◆ EXERCISE ◆
Write out every line below that includes the word "this".

-- START --

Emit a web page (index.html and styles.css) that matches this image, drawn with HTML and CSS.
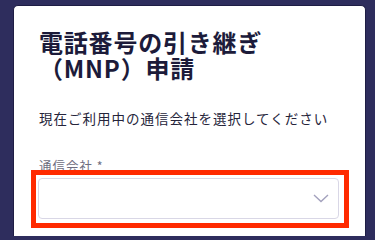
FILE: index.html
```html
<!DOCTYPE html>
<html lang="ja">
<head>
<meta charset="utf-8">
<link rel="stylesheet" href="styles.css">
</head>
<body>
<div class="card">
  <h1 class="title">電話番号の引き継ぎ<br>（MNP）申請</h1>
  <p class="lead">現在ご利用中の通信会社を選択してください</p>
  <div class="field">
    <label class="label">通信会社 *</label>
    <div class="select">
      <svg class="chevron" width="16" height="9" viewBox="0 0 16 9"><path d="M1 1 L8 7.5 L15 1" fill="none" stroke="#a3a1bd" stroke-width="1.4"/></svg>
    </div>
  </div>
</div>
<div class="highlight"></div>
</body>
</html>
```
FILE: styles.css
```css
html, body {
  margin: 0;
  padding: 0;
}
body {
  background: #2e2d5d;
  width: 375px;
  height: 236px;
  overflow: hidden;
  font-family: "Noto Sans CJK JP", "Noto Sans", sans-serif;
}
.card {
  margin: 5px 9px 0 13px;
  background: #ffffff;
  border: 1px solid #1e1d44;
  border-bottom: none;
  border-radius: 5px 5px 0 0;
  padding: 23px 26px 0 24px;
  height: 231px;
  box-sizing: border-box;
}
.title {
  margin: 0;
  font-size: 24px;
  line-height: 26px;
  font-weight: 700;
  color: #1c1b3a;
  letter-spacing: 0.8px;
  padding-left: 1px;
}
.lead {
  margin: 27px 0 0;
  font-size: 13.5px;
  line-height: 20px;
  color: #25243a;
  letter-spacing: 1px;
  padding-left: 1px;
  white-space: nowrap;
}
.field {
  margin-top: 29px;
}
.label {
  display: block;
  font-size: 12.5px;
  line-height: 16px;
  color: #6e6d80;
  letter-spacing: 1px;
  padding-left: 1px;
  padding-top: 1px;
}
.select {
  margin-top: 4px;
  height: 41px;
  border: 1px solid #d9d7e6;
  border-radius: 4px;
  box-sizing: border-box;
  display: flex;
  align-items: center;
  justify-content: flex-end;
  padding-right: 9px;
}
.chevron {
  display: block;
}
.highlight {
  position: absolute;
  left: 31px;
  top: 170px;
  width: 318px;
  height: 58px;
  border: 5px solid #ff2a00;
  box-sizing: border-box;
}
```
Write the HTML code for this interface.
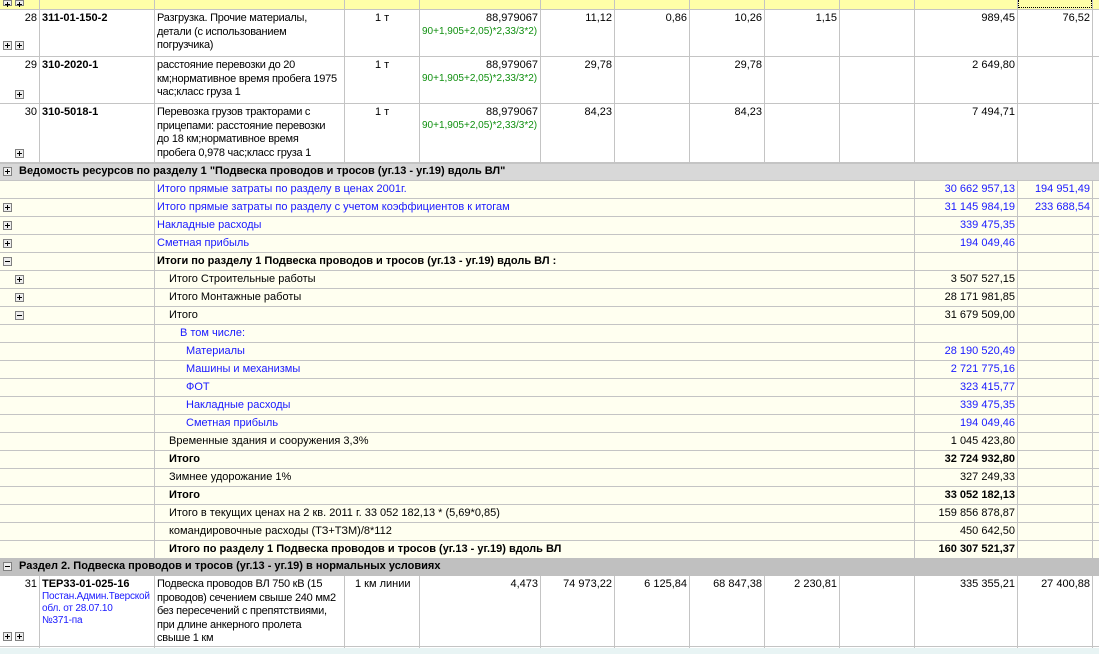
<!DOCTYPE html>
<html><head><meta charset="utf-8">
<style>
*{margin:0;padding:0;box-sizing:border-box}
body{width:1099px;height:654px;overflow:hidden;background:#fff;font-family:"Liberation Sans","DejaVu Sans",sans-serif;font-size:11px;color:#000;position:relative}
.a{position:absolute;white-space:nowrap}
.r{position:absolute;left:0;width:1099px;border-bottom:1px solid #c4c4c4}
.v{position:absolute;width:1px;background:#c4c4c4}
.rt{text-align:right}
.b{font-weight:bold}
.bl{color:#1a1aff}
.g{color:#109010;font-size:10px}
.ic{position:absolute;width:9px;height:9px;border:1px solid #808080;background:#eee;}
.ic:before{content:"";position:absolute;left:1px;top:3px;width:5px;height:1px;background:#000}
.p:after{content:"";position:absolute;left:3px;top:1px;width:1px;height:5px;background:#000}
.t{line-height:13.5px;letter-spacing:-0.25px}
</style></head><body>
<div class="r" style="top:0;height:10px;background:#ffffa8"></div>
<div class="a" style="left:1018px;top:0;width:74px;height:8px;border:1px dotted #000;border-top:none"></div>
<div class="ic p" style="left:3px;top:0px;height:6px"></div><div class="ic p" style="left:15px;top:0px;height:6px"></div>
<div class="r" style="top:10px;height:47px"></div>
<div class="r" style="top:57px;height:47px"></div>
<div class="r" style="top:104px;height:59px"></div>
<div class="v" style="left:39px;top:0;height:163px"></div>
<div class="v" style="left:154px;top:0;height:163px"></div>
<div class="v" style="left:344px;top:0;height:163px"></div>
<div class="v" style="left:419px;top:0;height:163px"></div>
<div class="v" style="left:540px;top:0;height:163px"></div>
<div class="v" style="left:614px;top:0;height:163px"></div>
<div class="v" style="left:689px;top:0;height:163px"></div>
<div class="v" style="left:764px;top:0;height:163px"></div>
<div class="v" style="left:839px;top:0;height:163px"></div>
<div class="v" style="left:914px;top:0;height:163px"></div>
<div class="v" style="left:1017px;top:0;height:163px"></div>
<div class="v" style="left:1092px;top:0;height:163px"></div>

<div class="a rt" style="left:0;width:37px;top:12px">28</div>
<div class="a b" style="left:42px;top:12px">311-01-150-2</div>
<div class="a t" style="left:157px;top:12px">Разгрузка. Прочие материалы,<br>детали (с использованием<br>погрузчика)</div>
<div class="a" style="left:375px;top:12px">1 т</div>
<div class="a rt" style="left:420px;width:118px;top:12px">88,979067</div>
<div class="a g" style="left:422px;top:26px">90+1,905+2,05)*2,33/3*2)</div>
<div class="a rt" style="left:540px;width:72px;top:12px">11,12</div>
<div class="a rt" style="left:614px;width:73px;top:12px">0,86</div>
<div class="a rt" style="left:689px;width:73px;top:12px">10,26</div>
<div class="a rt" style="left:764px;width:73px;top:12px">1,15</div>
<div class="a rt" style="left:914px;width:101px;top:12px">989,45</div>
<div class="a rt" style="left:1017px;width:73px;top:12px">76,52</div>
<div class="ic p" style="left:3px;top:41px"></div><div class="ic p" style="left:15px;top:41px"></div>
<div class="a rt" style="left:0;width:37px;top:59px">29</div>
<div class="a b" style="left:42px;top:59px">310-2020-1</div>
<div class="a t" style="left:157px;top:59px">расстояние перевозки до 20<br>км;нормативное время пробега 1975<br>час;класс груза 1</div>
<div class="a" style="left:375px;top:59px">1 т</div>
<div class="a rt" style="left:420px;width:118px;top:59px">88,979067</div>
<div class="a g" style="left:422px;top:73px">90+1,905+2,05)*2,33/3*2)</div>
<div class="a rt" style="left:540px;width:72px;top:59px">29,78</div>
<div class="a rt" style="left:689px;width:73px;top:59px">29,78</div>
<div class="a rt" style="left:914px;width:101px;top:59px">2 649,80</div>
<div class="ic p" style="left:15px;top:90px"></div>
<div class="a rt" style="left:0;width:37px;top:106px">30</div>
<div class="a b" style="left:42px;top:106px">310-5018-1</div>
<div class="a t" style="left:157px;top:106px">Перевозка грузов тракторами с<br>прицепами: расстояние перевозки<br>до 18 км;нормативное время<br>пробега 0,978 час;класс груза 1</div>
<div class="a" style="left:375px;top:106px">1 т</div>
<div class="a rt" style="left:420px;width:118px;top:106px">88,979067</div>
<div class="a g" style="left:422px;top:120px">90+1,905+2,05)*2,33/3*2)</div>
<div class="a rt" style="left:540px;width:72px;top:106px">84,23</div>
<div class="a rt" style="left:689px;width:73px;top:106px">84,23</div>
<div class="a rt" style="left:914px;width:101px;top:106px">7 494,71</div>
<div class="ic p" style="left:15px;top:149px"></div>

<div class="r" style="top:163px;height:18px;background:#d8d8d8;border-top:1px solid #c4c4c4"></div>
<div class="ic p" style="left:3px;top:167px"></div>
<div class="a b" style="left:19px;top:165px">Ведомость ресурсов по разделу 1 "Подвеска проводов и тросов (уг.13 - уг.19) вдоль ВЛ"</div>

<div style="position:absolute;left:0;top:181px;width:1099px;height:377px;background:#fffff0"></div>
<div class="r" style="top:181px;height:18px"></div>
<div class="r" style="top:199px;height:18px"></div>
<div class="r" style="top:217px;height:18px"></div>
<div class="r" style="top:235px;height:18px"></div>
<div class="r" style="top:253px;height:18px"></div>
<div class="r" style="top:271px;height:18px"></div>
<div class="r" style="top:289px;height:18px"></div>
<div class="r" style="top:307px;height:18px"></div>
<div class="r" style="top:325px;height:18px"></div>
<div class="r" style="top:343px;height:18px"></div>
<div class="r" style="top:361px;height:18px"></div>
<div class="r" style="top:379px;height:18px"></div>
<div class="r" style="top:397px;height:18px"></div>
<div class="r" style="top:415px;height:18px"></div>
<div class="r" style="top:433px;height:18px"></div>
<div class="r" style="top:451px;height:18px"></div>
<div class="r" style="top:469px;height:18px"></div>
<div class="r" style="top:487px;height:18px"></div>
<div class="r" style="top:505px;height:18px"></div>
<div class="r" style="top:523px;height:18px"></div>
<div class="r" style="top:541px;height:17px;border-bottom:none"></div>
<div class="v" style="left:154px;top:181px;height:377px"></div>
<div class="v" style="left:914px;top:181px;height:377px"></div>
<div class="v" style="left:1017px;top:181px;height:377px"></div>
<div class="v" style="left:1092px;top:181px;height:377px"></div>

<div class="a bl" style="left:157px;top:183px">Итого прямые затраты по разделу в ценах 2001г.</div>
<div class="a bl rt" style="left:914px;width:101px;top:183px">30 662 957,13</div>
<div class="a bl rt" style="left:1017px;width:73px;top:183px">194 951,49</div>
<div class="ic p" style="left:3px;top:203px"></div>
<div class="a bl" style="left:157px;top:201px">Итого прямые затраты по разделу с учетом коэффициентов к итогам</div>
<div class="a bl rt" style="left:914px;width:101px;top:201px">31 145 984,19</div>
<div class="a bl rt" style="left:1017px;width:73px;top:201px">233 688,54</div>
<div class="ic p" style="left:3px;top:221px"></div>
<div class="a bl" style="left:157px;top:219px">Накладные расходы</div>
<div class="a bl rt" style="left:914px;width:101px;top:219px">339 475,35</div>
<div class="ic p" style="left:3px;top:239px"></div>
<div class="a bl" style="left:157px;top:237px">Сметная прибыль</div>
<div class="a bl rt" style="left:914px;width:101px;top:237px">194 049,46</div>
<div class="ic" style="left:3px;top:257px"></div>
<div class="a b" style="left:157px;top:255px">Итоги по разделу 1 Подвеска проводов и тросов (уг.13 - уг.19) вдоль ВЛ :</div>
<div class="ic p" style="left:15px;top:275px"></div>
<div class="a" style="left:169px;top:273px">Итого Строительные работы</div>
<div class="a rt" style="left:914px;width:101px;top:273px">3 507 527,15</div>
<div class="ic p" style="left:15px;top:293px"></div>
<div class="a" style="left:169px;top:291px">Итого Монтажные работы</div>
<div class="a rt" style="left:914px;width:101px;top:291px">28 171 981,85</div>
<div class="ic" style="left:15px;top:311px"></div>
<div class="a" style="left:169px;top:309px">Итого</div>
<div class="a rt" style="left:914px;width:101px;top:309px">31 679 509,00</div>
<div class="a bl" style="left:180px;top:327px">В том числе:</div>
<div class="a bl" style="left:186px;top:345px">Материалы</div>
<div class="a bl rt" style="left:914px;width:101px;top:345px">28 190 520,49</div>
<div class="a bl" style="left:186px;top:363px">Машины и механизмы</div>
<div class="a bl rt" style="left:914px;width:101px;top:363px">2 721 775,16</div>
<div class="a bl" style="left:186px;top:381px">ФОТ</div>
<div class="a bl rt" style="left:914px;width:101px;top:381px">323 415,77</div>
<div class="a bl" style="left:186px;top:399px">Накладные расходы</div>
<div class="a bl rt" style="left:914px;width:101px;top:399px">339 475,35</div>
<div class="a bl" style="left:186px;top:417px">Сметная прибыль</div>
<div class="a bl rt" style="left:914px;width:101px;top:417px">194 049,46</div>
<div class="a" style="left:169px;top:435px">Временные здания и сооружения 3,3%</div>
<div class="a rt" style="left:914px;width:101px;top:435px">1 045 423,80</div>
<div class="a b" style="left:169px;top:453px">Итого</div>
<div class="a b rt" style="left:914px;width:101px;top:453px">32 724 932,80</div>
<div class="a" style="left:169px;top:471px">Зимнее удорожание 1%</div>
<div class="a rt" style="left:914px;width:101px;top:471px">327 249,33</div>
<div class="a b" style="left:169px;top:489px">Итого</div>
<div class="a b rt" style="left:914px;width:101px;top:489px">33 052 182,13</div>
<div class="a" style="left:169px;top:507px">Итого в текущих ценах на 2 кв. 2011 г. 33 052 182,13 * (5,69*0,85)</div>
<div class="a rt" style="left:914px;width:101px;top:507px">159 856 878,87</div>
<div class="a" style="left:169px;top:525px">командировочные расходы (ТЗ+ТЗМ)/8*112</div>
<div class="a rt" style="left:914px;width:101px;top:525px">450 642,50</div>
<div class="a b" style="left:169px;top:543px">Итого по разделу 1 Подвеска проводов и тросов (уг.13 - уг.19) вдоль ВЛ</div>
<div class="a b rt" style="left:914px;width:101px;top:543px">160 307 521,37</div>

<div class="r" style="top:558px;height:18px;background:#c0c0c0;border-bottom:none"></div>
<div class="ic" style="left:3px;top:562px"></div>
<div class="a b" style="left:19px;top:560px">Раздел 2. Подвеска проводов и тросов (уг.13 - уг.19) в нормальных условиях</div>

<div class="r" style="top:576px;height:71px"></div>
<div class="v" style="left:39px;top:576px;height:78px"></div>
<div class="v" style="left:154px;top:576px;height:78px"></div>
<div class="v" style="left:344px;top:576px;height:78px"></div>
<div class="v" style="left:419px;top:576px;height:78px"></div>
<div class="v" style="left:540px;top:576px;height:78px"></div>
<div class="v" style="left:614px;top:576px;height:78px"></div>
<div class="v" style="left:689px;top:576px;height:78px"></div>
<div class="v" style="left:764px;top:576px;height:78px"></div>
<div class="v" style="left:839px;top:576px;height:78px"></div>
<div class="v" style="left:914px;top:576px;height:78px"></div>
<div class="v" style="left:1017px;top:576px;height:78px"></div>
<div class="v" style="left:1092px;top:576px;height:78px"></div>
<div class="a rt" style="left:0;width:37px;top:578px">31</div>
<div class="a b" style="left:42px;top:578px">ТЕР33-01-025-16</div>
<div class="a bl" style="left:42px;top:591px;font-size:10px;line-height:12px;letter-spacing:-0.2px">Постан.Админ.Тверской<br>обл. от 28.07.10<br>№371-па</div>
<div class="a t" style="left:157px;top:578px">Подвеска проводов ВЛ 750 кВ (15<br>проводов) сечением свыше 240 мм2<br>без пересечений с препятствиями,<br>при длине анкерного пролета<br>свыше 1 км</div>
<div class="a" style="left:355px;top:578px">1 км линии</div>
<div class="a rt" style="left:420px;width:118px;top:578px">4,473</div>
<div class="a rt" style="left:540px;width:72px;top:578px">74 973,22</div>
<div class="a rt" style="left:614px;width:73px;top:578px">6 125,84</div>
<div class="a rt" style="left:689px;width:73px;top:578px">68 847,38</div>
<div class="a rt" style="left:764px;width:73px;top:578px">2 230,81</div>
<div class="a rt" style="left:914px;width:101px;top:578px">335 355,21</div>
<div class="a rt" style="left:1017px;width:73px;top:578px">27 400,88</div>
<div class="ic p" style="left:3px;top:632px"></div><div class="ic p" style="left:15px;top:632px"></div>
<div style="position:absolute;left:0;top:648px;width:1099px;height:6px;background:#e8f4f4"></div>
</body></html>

-- END --

◆ FULL OUTPUT ◆
Emit a web page (index.html and styles.css) that matches this image, drawn with HTML and CSS.
Write the HTML code for this interface.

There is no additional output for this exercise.